Stated task: Do not copy the pictures; transcribe all other material exactly.

━━ Exercise materials

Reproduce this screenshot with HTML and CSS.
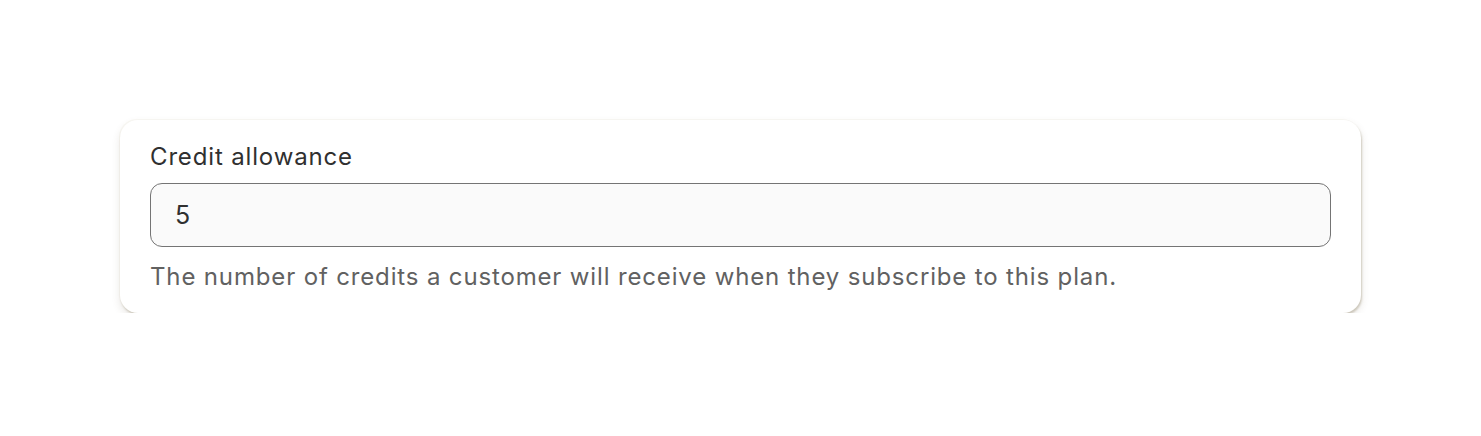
FILE: index.html
```html
<!DOCTYPE html>
<html lang="en">
<head>
<meta charset="utf-8">
<title>Credit allowance</title>
<link rel="stylesheet" href="styles.css">
</head>
<body>
<main class="page">
  <section class="card">
    <label class="label" for="credits">Credit allowance</label>
    <div class="input-wrap">
      <input id="credits" class="input" type="text" value="5">
    </div>
    <p class="help">The number of credits a customer will receive when they subscribe to this plan.</p>
  </section>
</main>
</body>
</html>
```
FILE: styles.css
```css
html, body {
  margin: 0;
  padding: 0;
  background: #ffffff;
}
body {
  font-family: Inter, "Noto Sans", "Liberation Sans", sans-serif;
  color: #303030;
}
.page {
  padding: 120px 120px 0 120px;
}
.card {
  background: #ffffff;
  border-radius: 18px;
  padding: 21px 30px 19px 30px;
  box-shadow:
    -1px -1px 0 rgba(225, 220, 200, 0.18),
    1px 2px 2px rgba(150, 140, 110, 0.38),
    0 4px 8px rgba(90, 80, 60, 0.14);
}
.label {
  display: block;
  font-size: 24px;
  letter-spacing: 0.85px;
  line-height: 32px;
  color: #303030;
  margin-bottom: 10px;
}
.input-wrap {
  display: flex;
}
.input {
  flex: 1;
  height: 64px;
  box-sizing: border-box;
  border: 1px solid #747474;
  border-radius: 12px;
  background: #fafafa;
  padding: 0 24px;
  font-family: inherit;
  font-size: 25px;
  color: #303030;
  outline: none;
}
.help {
  margin: 13px 0 0 0;
  font-size: 24px;
  letter-spacing: 0.85px;
  line-height: 34px;
  color: #616161;
}
```
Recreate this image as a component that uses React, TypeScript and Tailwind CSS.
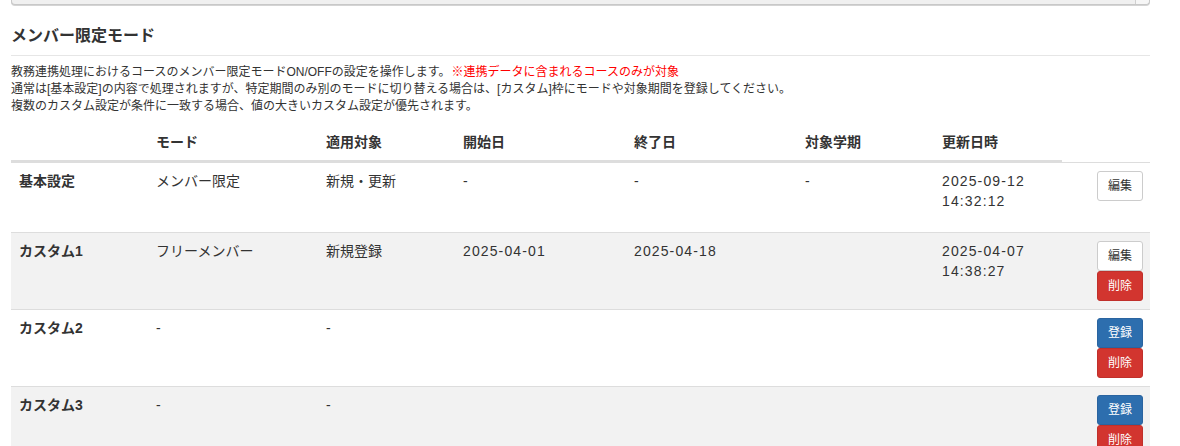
import React from 'react'

type Row = {
    label: string;
    mode: string;
    target: string;
    start: string;
    end: string;
    term: string;
    updated: string[];
    primary: 'edit' | 'register';
    canDelete: boolean;
    height: string;
};

const rows: Row[] = [
    { label: '基本設定', mode: 'メンバー限定', target: '新規・更新', start: '-', end: '-', term: '-', updated: ['2025-09-12', '14:32:12'], primary: 'edit', canDelete: false, height: 'h-[70px]' },
    { label: 'カスタム1', mode: 'フリーメンバー', target: '新規登録', start: '2025-04-01', end: '2025-04-18', term: '', updated: ['2025-04-07', '14:38:27'], primary: 'edit', canDelete: true, height: 'h-[77px]' },
    { label: 'カスタム2', mode: '-', target: '-', start: '', end: '', term: '', updated: [], primary: 'register', canDelete: true, height: 'h-[77px]' },
    { label: 'カスタム3', mode: '-', target: '-', start: '', end: '', term: '', updated: [], primary: 'register', canDelete: true, height: 'h-[77px]' },
];

const headers = ['', 'モード', '適用対象', '開始日', '終了日', '対象学期', '更新日時'];

const cols = 'grid grid-cols-[137px_170px_137px_171px_171px_137px_128px_88px]';

const App = () => {
    return (
        <div className="min-h-screen bg-white text-[#333] font-['Liberation_Sans','Noto_Sans_CJK_JP',sans-serif]">
            <div className="mx-[11px] w-[1139px]">
                {/* panel above, scrolled mostly out of view */}
                <div className="flex h-[5px] rounded-b-[4px] border border-t-0 border-[#c8c8c8] bg-[#f0f0f0] shadow-[0_1px_0_#d4d4d4]">
                    <div className="flex-1" />
                    <div className="w-[14px] border-l border-[#d0d0d0] bg-[#f6f6f6] rounded-br-[4px]" />
                </div>

                <h4 className="mt-[22px] text-[16px] leading-[18px] font-bold">メンバー限定モード</h4>
                <div className="mt-[10px] border-t border-[#e6e6e6]" />

                <div className="mt-[8px] text-[12px] leading-[17px]">
                    <p>
                        教務連携処理におけるコースのメンバー限定モードON/OFFの設定を操作します。
                        <span className="ml-[1px] text-[#f00]">※連携データに含まれるコースのみが対象</span>
                    </p>
                    <p>通常は[基本設定]の内容で処理されますが、特定期間のみ別のモードに切り替える場合は、[カスタム]枠にモードや対象期間を登録してください。</p>
                    <p>複数のカスタム設定が条件に一致する場合、値の大きいカスタム設定が優先されます。</p>
                </div>

                <div className="mt-[9px] text-[14px] leading-[20px]">
                    <div className={cols}>
                        {headers.map((h, i) => (
                            <div key={i} className="px-[8px] pt-[8px] pb-[8px] font-bold border-b-2 border-[#ddd]">{h || '\u00a0'}</div>
                        ))}
                        <div />
                    </div>
                    {rows.map((r, idx) => (
                        <div key={r.label} className={`${cols} ${r.height} border-t border-[#ddd] ${idx % 2 === 1 ? 'bg-[#f2f2f2]' : 'bg-white'}`}>
                            <div className="px-[8px] pt-[8px] font-bold">{r.label}</div>
                            <div className="px-[8px] pt-[8px]">{r.mode}</div>
                            <div className="px-[8px] pt-[8px]">{r.target}</div>
                            <div className="px-[8px] pt-[8px] tracking-[0.08em]">{r.start}</div>
                            <div className="px-[8px] pt-[8px] tracking-[0.08em]">{r.end}</div>
                            <div className="px-[8px] pt-[8px]">{r.term}</div>
                            <div className="px-[8px] pt-[8px] tracking-[0.08em]">
                                {r.updated.map((u) => (
                                    <div key={u}>{u}</div>
                                ))}
                            </div>
                            <div className="flex flex-col items-end pr-[7px] pt-[8px]">
                                {r.primary === 'edit' ? (
                                    <button className="h-[30px] w-[46px] rounded-[3px] border border-[#ccc] bg-white text-[12px] text-[#333]">編集</button>
                                ) : (
                                    <button className="h-[30px] w-[46px] rounded-[3px] border border-[#2a64a0] bg-[#2d6eae] text-[12px] text-white">登録</button>
                                )}
                                {r.canDelete && (
                                    <button className="h-[30px] w-[46px] rounded-[3px] border border-[#c0302b] bg-[#d2352f] text-[12px] text-white">削除</button>
                                )}
                            </div>
                        </div>
                    ))}
                </div>
            </div>
        </div>
    )
}

export default App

━━━━

Output below:
Reproduce this screenshot with HTML and CSS.
FILE: index.html
```html
<!DOCTYPE html>
<html lang="en">
<head>
<meta charset="utf-8">
<title>Credit allowance</title>
<link rel="stylesheet" href="styles.css">
</head>
<body>
<main class="page">
  <section class="card">
    <label class="label" for="credits">Credit allowance</label>
    <div class="input-wrap">
      <input id="credits" class="input" type="text" value="5">
    </div>
    <p class="help">The number of credits a customer will receive when they subscribe to this plan.</p>
  </section>
</main>
</body>
</html>
```
FILE: styles.css
```css
html, body {
  margin: 0;
  padding: 0;
  background: #ffffff;
}
body {
  font-family: Inter, "Noto Sans", "Liberation Sans", sans-serif;
  color: #303030;
}
.page {
  padding: 120px 120px 0 120px;
}
.card {
  background: #ffffff;
  border-radius: 18px;
  padding: 21px 30px 19px 30px;
  box-shadow:
    -1px -1px 0 rgba(225, 220, 200, 0.18),
    1px 2px 2px rgba(150, 140, 110, 0.38),
    0 4px 8px rgba(90, 80, 60, 0.14);
}
.label {
  display: block;
  font-size: 24px;
  letter-spacing: 0.85px;
  line-height: 32px;
  color: #303030;
  margin-bottom: 10px;
}
.input-wrap {
  display: flex;
}
.input {
  flex: 1;
  height: 64px;
  box-sizing: border-box;
  border: 1px solid #747474;
  border-radius: 12px;
  background: #fafafa;
  padding: 0 24px;
  font-family: inherit;
  font-size: 25px;
  color: #303030;
  outline: none;
}
.help {
  margin: 13px 0 0 0;
  font-size: 24px;
  letter-spacing: 0.85px;
  line-height: 34px;
  color: #616161;
}
```
Recreate this image as a component that uses React, TypeScript and Tailwind CSS.
import React from 'react'

type Row = {
    label: string;
    mode: string;
    target: string;
    start: string;
    end: string;
    term: string;
    updated: string[];
    primary: 'edit' | 'register';
    canDelete: boolean;
    height: string;
};

const rows: Row[] = [
    { label: '基本設定', mode: 'メンバー限定', target: '新規・更新', start: '-', end: '-', term: '-', updated: ['2025-09-12', '14:32:12'], primary: 'edit', canDelete: false, height: 'h-[70px]' },
    { label: 'カスタム1', mode: 'フリーメンバー', target: '新規登録', start: '2025-04-01', end: '2025-04-18', term: '', updated: ['2025-04-07', '14:38:27'], primary: 'edit', canDelete: true, height: 'h-[77px]' },
    { label: 'カスタム2', mode: '-', target: '-', start: '', end: '', term: '', updated: [], primary: 'register', canDelete: true, height: 'h-[77px]' },
    { label: 'カスタム3', mode: '-', target: '-', start: '', end: '', term: '', updated: [], primary: 'register', canDelete: true, height: 'h-[77px]' },
];

const headers = ['', 'モード', '適用対象', '開始日', '終了日', '対象学期', '更新日時'];

const cols = 'grid grid-cols-[137px_170px_137px_171px_171px_137px_128px_88px]';

const App = () => {
    return (
        <div className="min-h-screen bg-white text-[#333] font-['Liberation_Sans','Noto_Sans_CJK_JP',sans-serif]">
            <div className="mx-[11px] w-[1139px]">
                {/* panel above, scrolled mostly out of view */}
                <div className="flex h-[5px] rounded-b-[4px] border border-t-0 border-[#c8c8c8] bg-[#f0f0f0] shadow-[0_1px_0_#d4d4d4]">
                    <div className="flex-1" />
                    <div className="w-[14px] border-l border-[#d0d0d0] bg-[#f6f6f6] rounded-br-[4px]" />
                </div>

                <h4 className="mt-[22px] text-[16px] leading-[18px] font-bold">メンバー限定モード</h4>
                <div className="mt-[10px] border-t border-[#e6e6e6]" />

                <div className="mt-[8px] text-[12px] leading-[17px]">
                    <p>
                        教務連携処理におけるコースのメンバー限定モードON/OFFの設定を操作します。
                        <span className="ml-[1px] text-[#f00]">※連携データに含まれるコースのみが対象</span>
                    </p>
                    <p>通常は[基本設定]の内容で処理されますが、特定期間のみ別のモードに切り替える場合は、[カスタム]枠にモードや対象期間を登録してください。</p>
                    <p>複数のカスタム設定が条件に一致する場合、値の大きいカスタム設定が優先されます。</p>
                </div>

                <div className="mt-[9px] text-[14px] leading-[20px]">
                    <div className={cols}>
                        {headers.map((h, i) => (
                            <div key={i} className="px-[8px] pt-[8px] pb-[8px] font-bold border-b-2 border-[#ddd]">{h || '\u00a0'}</div>
                        ))}
                        <div />
                    </div>
                    {rows.map((r, idx) => (
                        <div key={r.label} className={`${cols} ${r.height} border-t border-[#ddd] ${idx % 2 === 1 ? 'bg-[#f2f2f2]' : 'bg-white'}`}>
                            <div className="px-[8px] pt-[8px] font-bold">{r.label}</div>
                            <div className="px-[8px] pt-[8px]">{r.mode}</div>
                            <div className="px-[8px] pt-[8px]">{r.target}</div>
                            <div className="px-[8px] pt-[8px] tracking-[0.08em]">{r.start}</div>
                            <div className="px-[8px] pt-[8px] tracking-[0.08em]">{r.end}</div>
                            <div className="px-[8px] pt-[8px]">{r.term}</div>
                            <div className="px-[8px] pt-[8px] tracking-[0.08em]">
                                {r.updated.map((u) => (
                                    <div key={u}>{u}</div>
                                ))}
                            </div>
                            <div className="flex flex-col items-end pr-[7px] pt-[8px]">
                                {r.primary === 'edit' ? (
                                    <button className="h-[30px] w-[46px] rounded-[3px] border border-[#ccc] bg-white text-[12px] text-[#333]">編集</button>
                                ) : (
                                    <button className="h-[30px] w-[46px] rounded-[3px] border border-[#2a64a0] bg-[#2d6eae] text-[12px] text-white">登録</button>
                                )}
                                {r.canDelete && (
                                    <button className="h-[30px] w-[46px] rounded-[3px] border border-[#c0302b] bg-[#d2352f] text-[12px] text-white">削除</button>
                                )}
                            </div>
                        </div>
                    ))}
                </div>
            </div>
        </div>
    )
}

export default App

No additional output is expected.